Cai Guo-Qiang is a Chinese artist born in Fuji in 1957, who since 1995 has been based in New York. Trained in stage design at the Shanghai Theater Academy, his work has since crossed multiple mediums within art, including drawing, installation, video and performance art.


The Invisible Man

I refuse to describe you…

His Hiding in the City series was created after the Chinese government devastated Beijing artist village Suo Jia Cun in November 2005. At the time of this destruction, Liu Bolin had been working in Suo Jia Cun. Provoked by his emotional response to the devastation of this site, Liu was determined to use his art as an instrument of wordless protest, calling attention to the lack of protection and negligence the Chinese artists had received from their own government. With his practice of painting his own body into various settings in Beijing, Liu created a space for the Chinese artist, preserving their social rank and stressing their often-troubled relationship with their corporeal surroundings.
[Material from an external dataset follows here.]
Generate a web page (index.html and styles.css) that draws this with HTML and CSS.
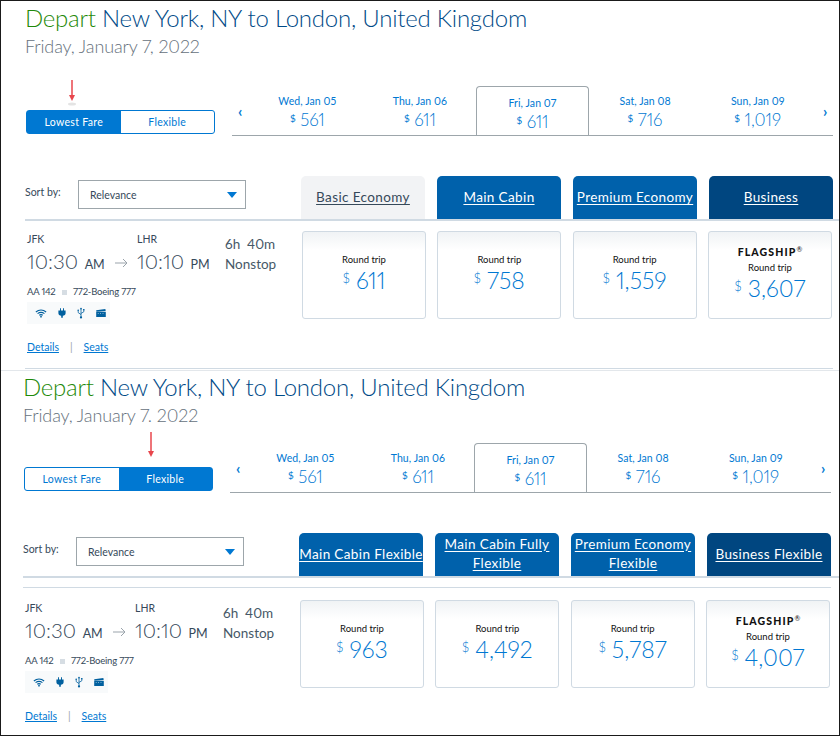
FILE: index.html
```html
<!DOCTYPE html>
<html lang="en">
<head>
<meta charset="utf-8">
<title>Flights</title>
<link rel="stylesheet" href="styles.css">
</head>
<body>
<svg class="defs" width="0" height="0" aria-hidden="true">
  <symbol id="i-wifi" viewBox="0 0 14 10">
    <path d="M1 3.200C4.500.4 9.500.4 13 3.200M3 5.200c2.400-1.900 5.600-1.900 8 0M5 7.100c1.200-.9 2.800-.9 4 0" fill="none" stroke="#00609f" stroke-width="1.300"/>
    <circle cx="7" cy="8.700" r="1" fill="#00609f"/>
  </symbol>
  <symbol id="i-plug" viewBox="0 0 10 12">
    <path d="M2.500 0h1.200v3h2.600V0h1.200v3H9.500v3.200C9.500 8 8 9.200 6 9.400V12H4V9.400C2 9.200.5 8 .5 6.200V3h2z" fill="#00609f"/>
  </symbol>
  <symbol id="i-usb" viewBox="0 0 10 14">
    <path d="M5 1v12M1.500 4v2.500L5 9M8.500 3.500v2L5 7.500" fill="none" stroke="#00609f" stroke-width="1"/>
    <path d="M5 0l1.500 2.200h-3z" fill="#00609f"/>
    <circle cx="5" cy="12.500" r="1.400" fill="#00609f"/>
    <circle cx="1.500" cy="3.500" r="1" fill="#00609f"/>
    <rect x="7.600" y="2" width="1.800" height="1.800" fill="#00609f"/>
  </symbol>
  <symbol id="i-film" viewBox="0 0 12 10">
    <path d="M0 3.500h12V10H0z" fill="#00609f"/>
    <path d="M0 1.500L11.500 0l.3 2.400L.3 3.300z" fill="#00609f"/>
    <path d="M2 5h1v1H2zM5 5h1v1H5zM8 5h1v1H8z" fill="#cfe0ee"/>
  </symbol>
</svg>
<div class="frame">

<section class="panel panel-first">
  <h1 class="title"><span class="title-green">Depart</span> New York, NY to London, United Kingdom</h1>
  <p class="date-line">Friday, January 7, 2022</p>
  <div class="controls">
    <div class="toggle">
      <span class="toggle-opt toggle-on">Lowest Fare</span>
      <span class="toggle-opt">Flexible</span>
      <svg class="red-arrow" width="8" height="26" viewBox="0 0 8 26"><path d="M4 0v17" stroke="#e8464c" stroke-width="1.500"/><path d="M1 15h6l-3 6z" fill="#e8464c"/><ellipse cx="4" cy="24" rx="4" ry="1.500" fill="#e4e4e4"/></svg>
    </div>
    <div class="strip">
      <span class="chev">&#8249;</span>
      <div class="day"><span class="day-name">Wed, Jan 05</span><span class="day-price"><small>$</small> 561</span></div>
      <div class="day"><span class="day-name">Thu, Jan 06</span><span class="day-price"><small>$</small> 611</span></div>
      <div class="day day-sel"><span class="day-name">Fri, Jan 07</span><span class="day-price"><small>$</small> 611</span></div>
      <div class="day"><span class="day-name">Sat, Jan 08</span><span class="day-price"><small>$</small> 716</span></div>
      <div class="day"><span class="day-name">Sun, Jan 09</span><span class="day-price"><small>$</small> 1,019</span></div>
      <span class="chev chev-next">&#8250;</span>
    </div>
  </div>
  <div class="sort-row">
    <label class="sort-label">Sort by:</label>
    <div class="select">Relevance<i class="caret"></i></div>
    <div class="tabs">
      <a class="tab tab-basic">Basic Economy</a>
      <a class="tab">Main Cabin</a>
      <a class="tab">Premium Economy</a>
      <a class="tab tab-dark">Business</a>
    </div>
  </div>
  <div class="result">
    <div class="flight">
      <div class="times">
        <div class="stop"><span class="code">JFK</span><span class="time">10:30 <small>AM</small></span></div>
        <svg class="arrow" width="13" height="10" viewBox="0 0 13 10"><path d="M0 5h12M8 1l4 4-4 4" fill="none" stroke="#9aa3ab" stroke-width="1"/></svg>
        <div class="stop"><span class="code">LHR</span><span class="time">10:10 <small>PM</small></span></div>
        <div class="dur">6h&nbsp; 40m<br>Nonstop</div>
      </div>
      <div class="meta">AA 142 <i class="sq"></i> 772-Boeing 777</div>
      <div class="amen">
        <svg width="12" height="9"><use href="#i-wifi"/></svg>
        <svg width="8" height="10"><use href="#i-plug"/></svg>
        <svg width="8" height="12"><use href="#i-usb"/></svg>
        <svg width="10" height="8"><use href="#i-film"/></svg>
      </div>
      <div class="links"><a>Details</a><span class="pipe">|</span><a>Seats</a></div>
    </div>
    <div class="cards">
      <div class="card"><span class="rt">Round trip</span><span class="price"><small>$</small> 611</span></div>
      <div class="card"><span class="rt">Round trip</span><span class="price"><small>$</small> 758</span></div>
      <div class="card"><span class="rt">Round trip</span><span class="price"><small>$</small> 1,559</span></div>
      <div class="card card-flag"><span class="flag">FLAGSHIP<sup>&reg;</sup></span><span class="rt">Round trip</span><span class="price"><small>$</small> 3,607</span></div>
    </div>
  </div>
</section>

<section class="panel panel-second">
  <h1 class="title"><span class="title-green">Depart</span> New York, NY to London, United Kingdom</h1>
  <p class="date-line">Friday, January 7. 2022</p>
  <div class="controls">
    <div class="toggle">
      <span class="toggle-opt">Lowest Fare</span>
      <span class="toggle-opt toggle-on">Flexible</span>
      <svg class="red-arrow red-arrow-flex" width="8" height="30" viewBox="0 0 8 30"><path d="M4 0v21" stroke="#e8464c" stroke-width="1.500"/><path d="M1 19h6l-3 6z" fill="#e8464c"/></svg>
    </div>
    <div class="strip">
      <span class="chev">&#8249;</span>
      <div class="day"><span class="day-name">Wed, Jan 05</span><span class="day-price"><small>$</small> 561</span></div>
      <div class="day"><span class="day-name">Thu, Jan 06</span><span class="day-price"><small>$</small> 611</span></div>
      <div class="day day-sel"><span class="day-name">Fri, Jan 07</span><span class="day-price"><small>$</small> 611</span></div>
      <div class="day"><span class="day-name">Sat, Jan 08</span><span class="day-price"><small>$</small> 716</span></div>
      <div class="day"><span class="day-name">Sun, Jan 09</span><span class="day-price"><small>$</small> 1,019</span></div>
      <span class="chev chev-next">&#8250;</span>
    </div>
  </div>
  <div class="sort-row">
    <label class="sort-label">Sort by:</label>
    <div class="select">Relevance<i class="caret"></i></div>
    <div class="tabs">
      <a class="tab"><span>Main Cabin Flexible</span></a>
      <a class="tab tab-two"><span>Main Cabin Fully Flexible</span></a>
      <a class="tab tab-two"><span>Premium Economy Flexible</span></a>
      <a class="tab tab-dark"><span>Business Flexible</span></a>
    </div>
  </div>
  <div class="result">
    <div class="flight">
      <div class="times">
        <div class="stop"><span class="code">JFK</span><span class="time">10:30 <small>AM</small></span></div>
        <svg class="arrow" width="13" height="10" viewBox="0 0 13 10"><path d="M0 5h12M8 1l4 4-4 4" fill="none" stroke="#9aa3ab" stroke-width="1"/></svg>
        <div class="stop"><span class="code">LHR</span><span class="time">10:10 <small>PM</small></span></div>
        <div class="dur">6h&nbsp; 40m<br>Nonstop</div>
      </div>
      <div class="meta">AA 142 <i class="sq"></i> 772-Boeing 777</div>
      <div class="amen">
        <svg width="12" height="9"><use href="#i-wifi"/></svg>
        <svg width="8" height="10"><use href="#i-plug"/></svg>
        <svg width="8" height="12"><use href="#i-usb"/></svg>
        <svg width="10" height="8"><use href="#i-film"/></svg>
      </div>
      <div class="links"><a>Details</a><span class="pipe">|</span><a>Seats</a></div>
    </div>
    <div class="cards">
      <div class="card"><span class="rt">Round trip</span><span class="price"><small>$</small> 963</span></div>
      <div class="card"><span class="rt">Round trip</span><span class="price"><small>$</small> 4,492</span></div>
      <div class="card"><span class="rt">Round trip</span><span class="price"><small>$</small> 5,787</span></div>
      <div class="card card-flag"><span class="flag">FLAGSHIP<sup>&reg;</sup></span><span class="rt">Round trip</span><span class="price"><small>$</small> 4,007</span></div>
    </div>
  </div>
</section>

</div>
</body>
</html>
```

FILE: styles.css
```css
* { box-sizing: border-box; }
html, body { margin: 0; padding: 0; }
body {
  background: #fff;
  font-family: Lato, "Open Sans", sans-serif;
  font-feature-settings: "pnum" 1;
  color: #36495a;
}
a { cursor: pointer; }
.defs { position: absolute; }

.frame {
  width: 840px;
  height: 736px;
  border: 1px solid #1a1a1a;
  overflow: hidden;
}

.panel-first { padding-left: 24px; height: 370px; border-bottom: 1px solid #e3e7eb; }
.panel-second { padding-left: 22px; }

.title {
  margin: 0;
  padding-top: 3px;
  font-size: 24px;
  line-height: 28px;
  font-weight: 300;
  color: #004a87;
  letter-spacing: -.23px;
  white-space: nowrap;
}
.panel-second .title { padding-top: 2px; }
.title-green { color: #1f8a0a; }
.date-line {
  margin: 2px 0 0;
  font-size: 18px;
  line-height: 24px;
  font-weight: 300;
  color: #66717c;
  letter-spacing: -.12px;
}

.controls { display: flex; margin-top: 28px; height: 50px; }
.panel-second .controls { margin-top: 16px; }
.toggle {
  position: relative;
  display: flex;
  width: 189px;
  height: 24px;
  margin: 24px 0 0 1px;
  border: 1px solid #0078d2;
  border-radius: 3px;
}
.toggle-opt {
  flex: 1 1 0;
  text-align: center;
  font-size: 10.500px;
  line-height: 22px;
  color: #0078d2;
  letter-spacing: .3px;
}
.toggle-opt.toggle-on { background: #0078d2; color: #fff; }
.red-arrow { position: absolute; left: 41px; top: -31px; }
.red-arrow-flex { left: 122px; top: -36px; }

.strip {
  display: grid;
  grid-template-columns: 19px repeat(5, 112.6px) 1fr;
  width: 601px;
  height: 50px;
  margin-left: 17px;
  border-bottom: 1px solid #9da6ab;
}
.chev { color: #0078d2; font-size: 15px; line-height: 1; padding: 18px 0 0 6px; font-weight: 700; }
.chev-next { padding-left: 9px; }
.day { display: flex; flex-direction: column; align-items: center; padding-top: 8px; color: #0078d2; }
.day-name { font-size: 10.500px; line-height: 14px; letter-spacing: .08px; }
.day-price { font-size: 17px; line-height: 20px; font-weight: 300; }
.day-price small { font-size: 10px; font-weight: 400; vertical-align: 4px; }
.day-sel {
  height: 49px;
  padding-top: 9px;
  border: 1px solid #9da6ab;
  border-bottom: none;
  border-radius: 4px 4px 0 0;
}

.sort-row {
  display: flex;
  align-items: flex-start;
  height: 45px;
  margin-top: 40px;
  border-bottom: 2px solid #d0dae3;
}
.sort-label { width: 53px; margin-top: 9px; font-size: 10.500px; line-height: 14px; color: #36495a; }
.select {
  position: relative;
  width: 168px;
  height: 29px;
  margin-top: 4px;
  padding-left: 11px;
  border: 1px solid #9da6ab;
  font-size: 10.500px;
  line-height: 28px;
  color: #36495a;
}
.caret {
  position: absolute;
  right: 8px;
  top: 11px;
  border-left: 5px solid transparent;
  border-right: 5px solid transparent;
  border-top: 6px solid #0078d2;
}
.tabs {
  display: grid;
  grid-template-columns: repeat(4, 124px);
  column-gap: 12px;
  margin-left: 55px;
  height: 43px;
}
.tab {
  display: flex;
  align-items: center;
  justify-content: center;
  text-align: center;
  padding: 0 1px;
  border-radius: 5px 5px 0 0;
  background: #0061ab;
  color: #fff;
  font-size: 13.500px;
  line-height: 19px;
  letter-spacing: .38px;
  text-decoration: underline;
  text-underline-offset: 2px;
  white-space: nowrap;
}
.tab-two { white-space: normal; padding-bottom: 2px; }
.tab-basic { background: #f2f3f5; color: #36495a; }
.tab-dark { background: #004680; }

.result { display: flex; align-items: flex-start; position: relative; }
.panel-first .result { height: 148px; width: 808px; border-bottom: 1px solid #d0dae3; }
.flight { width: 277px; padding: 11px 0 0 2px; }
.times { display: grid; grid-template-columns: 88px 22px 88px auto; align-items: start; }
.stop { display: flex; flex-direction: column; }
.code { font-size: 10.500px; line-height: 14px; color: #36495a; }
.time { font-size: 20.500px; line-height: 30px; font-weight: 300; color: #36495a; white-space: nowrap; }
.time small { font-size: 12.500px; font-weight: 400; margin-left: 1px; }
.arrow { margin-top: 26px; }
.dur { font-size: 13.500px; line-height: 20px; color: #465867; margin-top: 2px; white-space: nowrap; }
.meta { margin-top: 5px; font-size: 9.500px; line-height: 14px; color: #36495a; letter-spacing: -.2px; }
.sq { display: inline-block; width: 5px; height: 5px; margin: 0 4px; background: #d6dde3; }
.amen {
  display: flex;
  align-items: center;
  gap: 11px;
  width: 83px;
  height: 22px;
  margin-top: 3px;
  padding-left: 8px;
  background: #f8fafb;
}
.links { margin-top: 16px; font-size: 10.500px; line-height: 14px; }
.links a { color: #0078d2; text-decoration: underline; }
.pipe { margin: 0 11px; color: #9da6ab; }

.cards {
  display: grid;
  grid-template-columns: repeat(4, 124px);
  column-gap: 11.330px;
  margin-top: 10px;
}
.card {
  display: flex;
  flex-direction: column;
  align-items: center;
  height: 88px;
  padding-top: 21px;
  border: 1px solid #d0dae3;
  border-radius: 3px;
  background: linear-gradient(#f0f3f5, #fff 18px);
}
.card-flag { padding-top: 14px; }
.rt { font-size: 9.500px; line-height: 14px; color: #111; }
.flag { margin-bottom: 2px; font-size: 10.500px; line-height: 13px; font-weight: 900; letter-spacing: 1.100px; color: #111; }
.flag sup { font-size: 7px; line-height: 0; font-weight: 400; letter-spacing: 0; }
.price { font-size: 23px; line-height: 22px; font-weight: 300; color: #0078d2; }
.price small { font-size: 13px; vertical-align: 6px; }

.panel-second .result::before {
  content: "";
  position: absolute;
  left: 0;
  right: 8px;
  top: 9px;
  border-top: 1px solid #d0dae3;
}
.panel-second .flight { padding-top: 23px; }
.panel-second .cards { margin-top: 22px; }
```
Liu Bolin was born in China’s Shandong province in 1973, and he earned his Bachelor of Fine Arts from the Shandong College of Arts in 1995 and his Master of Fine Arts from the Central Academy of Fine Arts in Beijing in 2001. His work has been exhibited in museums around the world. Also known as ‘The Invisible Man’, Liu Bolin's most popular works are from his Hiding in the City series; photographic works that began as performance art in 2005.

Liu has always given special attention to the diverse social problems that go along with China's rapid economic development, making social politics the crux of his pictographic portrayal. By painting his body and camouflaging himself with the city surroundings Liu forces the viewer to acknowledge the messages and, in the process, to reconsider the circumstances of one's own life.